DevOps often use a “Push” approach for deployments using CD pipelines while, for GitOps a “Pull” approach is often used.
- With a “Push” approach, you are typically pushing out the code to the environment, so you need to know where the environment is, what you are pushing out there. And you need to know a lot more.
- With a “Pull” approach, Kubernetes uses an Operator running inside the cluster to monitor our Git repository to find what’s needed and what’s described there, and then it will make the deployment happen.
In DevOps the app and deployment pipelines are often separated with infrastructure as code scripts being used kind of in a one-time approach to deploy the environment in a static manner.
- It’s like you write the code for infrastructure and deploy it but it is often not maintained. You don’t have that continuous sync between your environment and where your code lives to make sure your environment doesn’t drift. And if you do need to make updates, you are making updates to the code and then pushing it out in a manual manner. Even if it is in a continuous deployment manner, the live environment does not always match the code, we can run into issues there
GitOps together with with an Operator that handles Operations tasks such as create, change, delete in Kubernetes cluster based on what’s described in Git.
What are challenges of Kubernetes DevOps pipeline?
A standard Kubernetes DevOps pipeline involves the following steps:
- Step 1: Code commit – a developer makes a code commit to a repository, the committed code may include a Dockerfile that specifies the container image, as well as a manifest file that defines either a deployment object or a Helm chart.
- Step 2: Build – a CI tool processes the Dockerfile to create a new version of the container image.
- Step 3: Testing – Smoke, unit, and integration test.
- Step 4: Generate artifacts – CI tool pushes the container image to an image repository, and it’s handed over to the Ops team.
- Step 5: Deploy – Ops team is deploying that code into a repo that they have.
- We have two different repos (App repo and Ops repo), and we are starting to see where things become disconnected.
- Ops team has a release pipeline to deploy code from the repo to the Kubernetes cluster or even they might even just store the scripts there and then manually deploy from the infrastructure as code scripts to the Kubernetes cluster.
What challenges does this pipeline create?
While this pipeline is effective when running smoothly, addressing issues can be challenging. Any individual with access to the cluster can manipulate or delete pods through kubectl commands, whether intentionally or unintentionally. Additionally, there may be unintended environmental effects resulting from other active processes, incidents, or deployments. Conventional DevOps pipelines do not provide a simple means for developers to restore a cluster to its previous stable state.
After identifying an issue, developers have the option to re-run the CD step. However, some alterations, such as deleting pods or modifying the number of replicas, may cause disruptions to applications that are currently running. It may be challenging to detect these problems in some scenarios, while in others, the issues may be visible but the process of resolving them can be complex and time-consuming. Even after resolving an issue, determining whether the current state of the environment aligns with the desired state can be quite challenging.
How GitOps help?
To address the problem of managing the CD step, GitOps can be used. While the automated CI steps typically remain the same, a GitOps tool, such as Argo CD, runs within the cluster and monitors the manifest files in the code repository. This helps ensure that the cluster stays synchronized with the repository, thereby simplifying the CD process.

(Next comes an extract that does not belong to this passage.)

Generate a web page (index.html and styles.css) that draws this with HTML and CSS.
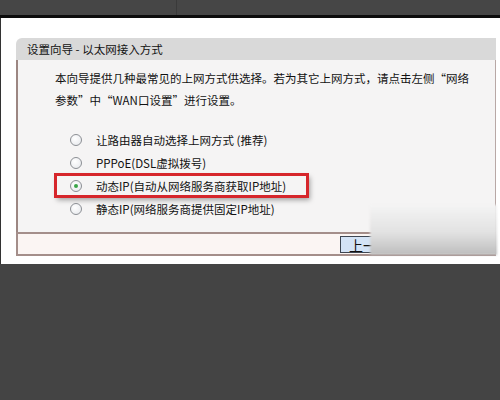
FILE: index.html
```html
<!DOCTYPE html>
<html lang="zh-CN">
<head>
    <meta charset="UTF-8">
    <title>设置向导 - 以太网接入方式</title>
    <link rel="stylesheet" href="styles.css">
</head>
<body>

    <div class="topbar">
        <div class="topbar-left"></div>
    </div>

    <div class="page">
        <div class="wizard">
            <div class="wizard-title">设置向导 - 以太网接入方式</div>

            <div class="wizard-body">
                <p class="intro">本向导提供几种最常见的上网方式供选择。若为其它上网方式，请点击左侧“网络参数”中“WAN口设置”进行设置。</p>

                <ul class="modes">
                    <li class="mode"><span class="radio"></span>让路由器自动选择上网方式 (推荐)</li>
                    <li class="mode"><span class="radio"></span>PPPoE(DSL虚拟拨号)</li>
                    <li class="mode marked"><span class="radio checked"></span>动态IP(自动从网络服务商获取IP地址)</li>
                    <li class="mode"><span class="radio"></span>静态IP(网络服务商提供固定IP地址)</li>
                </ul>
            </div>

            <div class="wizard-footer">
                <button class="prev-button">上一步</button>
            </div>
        </div>

        <!-- размытое пятно поверх кнопок -->
        <div class="smudge"></div>
    </div>

</body>
</html>
```

FILE: styles.css
```css
body {
    margin: 0;
    background-color: #444;
    font-family: 'Noto Sans CJK SC', 'DejaVu Sans', sans-serif;
    color: #111;
}

.topbar {
    height: 15px;
    background-color: #464646;
    border-bottom: 3px solid #0c0c0c;
}

.topbar-left {
    width: 176px;
    height: 15px;
    border-right: 1px solid #3a3a3a;
}

.page {
    position: relative;
    height: 226px;
    padding: 20px 4px 0 16px;
    background-color: #fff;
    border-left: 1px solid #333;
}

.wizard {
    width: 480px;
    margin-left: -1px;
}

.wizard-title {
    height: 22px;
    line-height: 22px;
    padding-left: 11px;
    background-color: #d9d9d9;
    border-radius: 6px 0 0 0;
    font-size: 11.5px;
}

.wizard-body {
    height: 172px;
    background-color: #f5f4f4;
    border-left: 2px solid #9c8682;
    border-right: 1px solid #b8a8a6;
    box-sizing: border-box;
    padding-top: 7px;
}

.intro {
    margin: 0;
    padding: 0 18px 0 37px;
    font-size: 11.5px;
    line-height: 22px;
}

.modes {
    list-style-type: none;
    margin: 17px 0 0 37px;
    padding: 0;
}

.mode {
    display: flex;
    align-items: center;
    width: 253px;
    height: 23px;
    padding-left: 15px;
    box-sizing: border-box;
    font-size: 11.5px;
}

.mode.marked {
    outline: 3px solid #d6262b;
    outline-offset: -2px;
    box-shadow: 2px 3px 5px rgba(0, 0, 0, 0.35);
}

.radio {
    width: 10px;
    height: 10px;
    margin-right: 14px;
    border: 1px solid #8c8f94;
    border-radius: 50%;
    background: radial-gradient(circle at 40% 35%, #fff, #e4e6ea);
    position: relative;
    flex-shrink: 0;
}

.radio.checked::after {
    content: '';
    position: absolute;
    left: 3px;
    top: 3px;
    width: 4px;
    height: 4px;
    border-radius: 50%;
    background-color: #3aa548;
}

.wizard-footer {
    height: 18px;
    padding-top: 2px;
    background-color: #fbf5f3;
    border: 2px solid #a48e8a;
    border-right: 1px solid #b8a8a6;
    padding-left: 322px;
}

.prev-button {
    display: block;
    width: 70px;
    height: 17px;
    padding: 0 0 0 8px;
    text-align: left;
    background-color: #d3e3f6;
    border: 1px solid #3d4652;
    font-family: 'Noto Sans CJK SC', sans-serif;
    font-size: 14px;
    line-height: 14px;
    color: #111;
}

.smudge {
    position: absolute;
    left: 369px;
    top: 187px;
    width: 127px;
    height: 50px;
    background: linear-gradient(180deg, #f4f4f4 0%, #e2e2e2 55%, #bdbdbd 100%);
    filter: blur(1px);
}
```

By using GitOps, a tool is employed to periodically synchronize the active clusters with the intended target state found in the code repository, typically on GitHub. This method offers a security boost to the cluster by dividing the authorizations for CI and CD activities.

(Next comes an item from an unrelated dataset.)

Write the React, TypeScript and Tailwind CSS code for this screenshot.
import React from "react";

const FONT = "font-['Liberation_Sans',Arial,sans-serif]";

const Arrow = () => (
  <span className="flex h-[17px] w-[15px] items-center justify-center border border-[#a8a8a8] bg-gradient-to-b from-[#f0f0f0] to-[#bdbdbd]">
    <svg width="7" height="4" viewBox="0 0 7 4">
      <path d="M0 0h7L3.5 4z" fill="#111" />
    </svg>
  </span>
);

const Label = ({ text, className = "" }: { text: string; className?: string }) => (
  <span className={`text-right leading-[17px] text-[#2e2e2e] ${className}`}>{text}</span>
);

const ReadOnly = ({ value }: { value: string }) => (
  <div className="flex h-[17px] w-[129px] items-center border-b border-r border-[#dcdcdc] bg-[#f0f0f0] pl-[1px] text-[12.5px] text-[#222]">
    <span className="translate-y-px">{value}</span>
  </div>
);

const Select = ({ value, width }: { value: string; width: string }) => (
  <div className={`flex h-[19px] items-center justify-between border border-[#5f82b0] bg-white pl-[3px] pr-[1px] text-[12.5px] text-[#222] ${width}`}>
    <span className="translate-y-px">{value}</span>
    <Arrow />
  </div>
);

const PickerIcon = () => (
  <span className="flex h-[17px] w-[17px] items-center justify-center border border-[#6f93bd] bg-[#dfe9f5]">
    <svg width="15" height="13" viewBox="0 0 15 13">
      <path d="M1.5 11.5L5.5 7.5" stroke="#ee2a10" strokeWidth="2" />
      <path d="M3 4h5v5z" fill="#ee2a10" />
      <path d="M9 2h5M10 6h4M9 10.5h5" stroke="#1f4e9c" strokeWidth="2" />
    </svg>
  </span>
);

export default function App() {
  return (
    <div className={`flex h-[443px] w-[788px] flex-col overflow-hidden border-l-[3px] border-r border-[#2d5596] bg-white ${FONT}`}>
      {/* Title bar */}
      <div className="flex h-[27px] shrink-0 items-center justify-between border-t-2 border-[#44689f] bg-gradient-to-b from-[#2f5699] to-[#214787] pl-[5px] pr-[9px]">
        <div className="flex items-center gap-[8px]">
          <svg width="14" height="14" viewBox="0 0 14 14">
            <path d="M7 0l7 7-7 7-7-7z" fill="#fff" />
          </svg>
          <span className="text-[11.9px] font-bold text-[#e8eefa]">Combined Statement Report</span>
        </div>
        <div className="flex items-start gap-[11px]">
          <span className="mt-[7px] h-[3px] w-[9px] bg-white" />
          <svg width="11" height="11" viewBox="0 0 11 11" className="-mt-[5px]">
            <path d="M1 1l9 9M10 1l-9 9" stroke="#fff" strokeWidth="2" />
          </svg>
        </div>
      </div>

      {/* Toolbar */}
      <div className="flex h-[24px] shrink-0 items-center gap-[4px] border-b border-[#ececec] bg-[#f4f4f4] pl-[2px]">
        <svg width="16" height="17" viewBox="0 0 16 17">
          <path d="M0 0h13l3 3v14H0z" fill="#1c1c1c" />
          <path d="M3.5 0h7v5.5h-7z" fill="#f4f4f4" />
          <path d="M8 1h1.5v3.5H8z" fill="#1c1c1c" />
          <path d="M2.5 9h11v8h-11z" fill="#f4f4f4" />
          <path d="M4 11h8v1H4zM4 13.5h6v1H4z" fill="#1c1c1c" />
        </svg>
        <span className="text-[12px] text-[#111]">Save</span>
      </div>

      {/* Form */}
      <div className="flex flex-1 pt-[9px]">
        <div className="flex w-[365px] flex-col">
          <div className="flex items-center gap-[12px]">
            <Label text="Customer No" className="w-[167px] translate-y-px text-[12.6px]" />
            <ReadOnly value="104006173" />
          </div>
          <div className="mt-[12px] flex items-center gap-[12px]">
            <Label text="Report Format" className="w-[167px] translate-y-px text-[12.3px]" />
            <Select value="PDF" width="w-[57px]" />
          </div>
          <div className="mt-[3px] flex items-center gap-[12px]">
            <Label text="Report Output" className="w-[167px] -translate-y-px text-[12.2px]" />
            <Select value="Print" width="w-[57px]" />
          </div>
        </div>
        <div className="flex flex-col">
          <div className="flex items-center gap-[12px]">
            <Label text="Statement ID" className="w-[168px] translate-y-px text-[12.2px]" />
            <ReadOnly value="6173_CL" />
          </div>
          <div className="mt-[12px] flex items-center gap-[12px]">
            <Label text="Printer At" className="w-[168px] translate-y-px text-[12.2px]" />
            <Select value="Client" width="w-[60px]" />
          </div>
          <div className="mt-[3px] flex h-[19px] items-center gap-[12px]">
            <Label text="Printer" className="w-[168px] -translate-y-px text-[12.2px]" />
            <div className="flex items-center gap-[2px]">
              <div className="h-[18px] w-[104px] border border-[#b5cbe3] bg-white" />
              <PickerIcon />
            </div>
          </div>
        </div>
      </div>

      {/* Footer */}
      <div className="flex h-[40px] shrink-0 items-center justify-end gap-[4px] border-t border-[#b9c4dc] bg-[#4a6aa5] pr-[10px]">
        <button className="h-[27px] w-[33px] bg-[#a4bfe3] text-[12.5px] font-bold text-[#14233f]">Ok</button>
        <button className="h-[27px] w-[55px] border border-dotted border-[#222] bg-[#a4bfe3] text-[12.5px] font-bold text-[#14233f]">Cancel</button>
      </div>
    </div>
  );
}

A GitOps pipeline employs a tool such as Argo CD that routinely compares the current state of the cluster in Kubernetes to the intended state specified in the manifest files. When changes are made to the cluster or pods are deployed outside the CI/CD process, the tool detects the deviations and can automatically revert the cluster to its desired state. With Git as the solitary source of truth, it guarantees that the applications are consistently synchronized.
Kubernetes GitOps pipeline
The CI process is exactly the same with DevOps Pipeline. From the deployment onwards, things work differently.

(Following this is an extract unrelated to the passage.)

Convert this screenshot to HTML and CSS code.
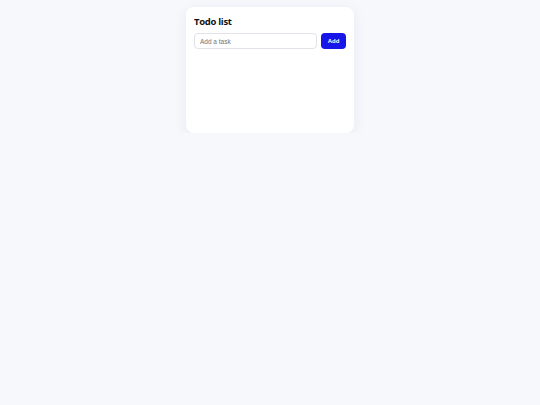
FILE: index.html
```html
<!DOCTYPE html>
<html>
<head>
<meta charset="utf-8">
<link rel="stylesheet" href="styles.css">
</head>
<body>
<div class="card">
  <h1 class="title">Todo list</h1>
  <form class="row" onsubmit="return false">
    <input class="task-input" type="text" placeholder="Add a task">
    <button class="add-btn" type="submit">Add</button>
  </form>
  <ul class="list"></ul>
</div>
</body>
</html>
```
FILE: styles.css
```css
html, body {
  margin: 0;
  padding: 0;
  background: #f7f8fc;
}
body {
  padding-top: 7px;
  font-family: "Open Sans", "Liberation Sans", sans-serif;
}
.card {
  width: 168px;
  height: 126px;
  box-sizing: border-box;
  margin: 0 auto;
  padding: 9px 8px 8px;
  background: #ffffff;
  border-radius: 8px;
  box-shadow: 0 3px 14px rgba(30, 40, 90, 0.07);
}
.title {
  margin: 0;
  font-size: 9.5px;
  line-height: 11px;
  font-weight: 700;
  letter-spacing: -0.3px;
  color: #111111;
}
.row {
  display: flex;
  gap: 4px;
  margin: 6px 0 0;
}
.task-input {
  flex: 1;
  min-width: 0;
  height: 16px;
  box-sizing: border-box;
  border: 1px solid #e1e3e8;
  border-radius: 4px;
  padding: 0 5px;
  font-family: "Liberation Sans", Arial, sans-serif;
  font-size: 6.5px;
  color: #333;
  outline: none;
}
.task-input::placeholder {
  color: #6f737a;
}
.add-btn {
  width: 25px;
  height: 16px;
  box-sizing: border-box;
  padding: 0;
  border: none;
  border-radius: 4px;
  background: #1616e8;
  color: #ffffff;
  font-family: "Liberation Sans", Arial, sans-serif;
  font-size: 6px;
  font-weight: 700;
}
.list {
  margin: 0;
  padding: 0;
  list-style: none;
}
```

- Step 1: Code commit – Operator creates the configuration code, so this is your infrastructure-as-code scripts, commit that into Ops repository.
- Step 2: Syncing– Having a sync between Ops repository and your actual Kubernetes cluster by using an Operator. The Operator is running in your Kubernetes cluster, and it has permissions to go ahead and perform the actions that you need to perform like your kubectl apply, or create, whatever you choose, and it will create the API objects that are needed. So, your config map, your services, your deployments, your actual pods, it will create all things.
- Step 3: Pull and Deploy – Operator will pull the container, so the app code from the container registry or if it’s Helm chart, it will pull that down, and deploy it to Kubernetes.
- An Operator has the capability to watch a container register. That way, if the Dev team makes changes to the app code, and they push it up to the container registry, the Operator will see it, pull it down, and deploy it to the Kubernetes environment. And if there are changes in configuration, it will pull those changes down as well.